Elsewhere, some governments have set a different course. Malaysia is one of the most worrying examples. Dr Mahathir reacted to the crisis by turning his back on reform and locking up its principal advocate, his deputy Anwar Ibrahim. Anwar's trial has turned into a ghastly paradigm of the corrupt authoritarianism and nonsense economies that threaten a turbulent future for his country.

But China represents the most significant attempt to force a passage through the financial storms with a combination of statist economies and Leninist politics. And all this has happened during a year in which "constructive engagement" with China has been justified on the grounds that it is the right, indeed the only way to secure improvements in human rights and continued economic reform,.

It is difficult to be against engagement; you cannot contain more than a fifth of humanity. But I see no reason why engagement should involve fooling ourselves about what's happening in China, or biting our tongues about the issue that will shape Asia's future - the triumph or failure of liberal, pluralist values.

First, China is not an emerging and stable economic giant, about to elbow Japan off centre stage. The welcome decision not to devalue its currency (so far) has been taken in its own interest. China's alleged stability has been based on controls over capital flows - exactly the sort of controls that we have pressed other countries to scrap. A tighter foreign exchange regime, so damaging to international companies, has been brought in to stem capital flight, the scale of which in recent years equalled foreign investment into China.

Second, the economic reform process in China has stalled because of the political dangers of going ahead with it. Closing down clapped-out state- owned firms risks rising unemployment and social turbulence. Growing economic problems are almost certainly the reason for tougher political controls.

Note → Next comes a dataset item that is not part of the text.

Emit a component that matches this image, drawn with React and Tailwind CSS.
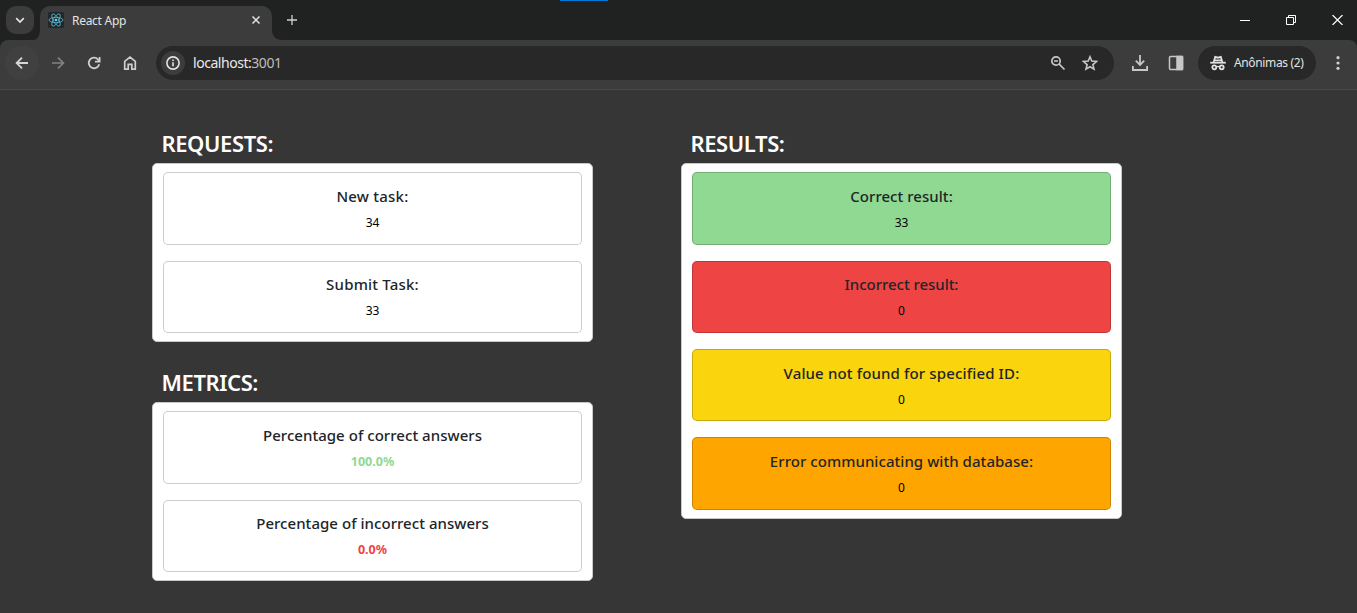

The recent harsh sentences handed out to democracy activists are only part of a much wider campaign against dissent, including new rules affecting film-makers and computer software developers. .

The winter's political freeze in China tells us far more about what's happening to the real economy than any official statistics. Yet the longer the government postpones wide-ranging reform, the more money it will have to pour from its commercial banks into the bottomless pit of the nationalised firms.

So as the Chinese batten down the hatches at the start of what could be a very bumpy year, what do they make of us? They have seen the West humiliate and isolate its friends in the democracies of India and Japan in order to promote what is claimed to be a more mature relationship with China - a relationship that has seen China strongly attacking US and British policy in the Gulf (which was supported by Japan) and showing no interest in helping to defuse a growing crisis in North Korea.

They have turned Europe and America inside out on human rights, cynically signing international covenants that they have no intention of ratifying or keeping, trading the occasional sick prisoner for a day's headlines, depending with total confidence on our continuing timorous self-deception. How much worse do they have to behave before someone in the West is prepared to say something about "the disadvantages of socialism"?

It is crucial in the coming months that European and American leaders speak out, as to his credit Al Gore did in Kuala Lumpur, on the case for liberal economics and politics in Asia and around the world. We should praise those who are courageously doing the right thing, give more help to those like the Indonesians who want to do what is right but are finding the path of reform hard going, and refuse to have any truck with the argument that the Asian crisis partly caused by authoritarianism can only be cured by a bigger dose of the same.

Democracy, transparency, free speech, civil society, the rule of law - these are not Western phenomena, they are universally valid. We should recognise that our best friends are those who believe in these things. They are more likely to be economically successful partners as well.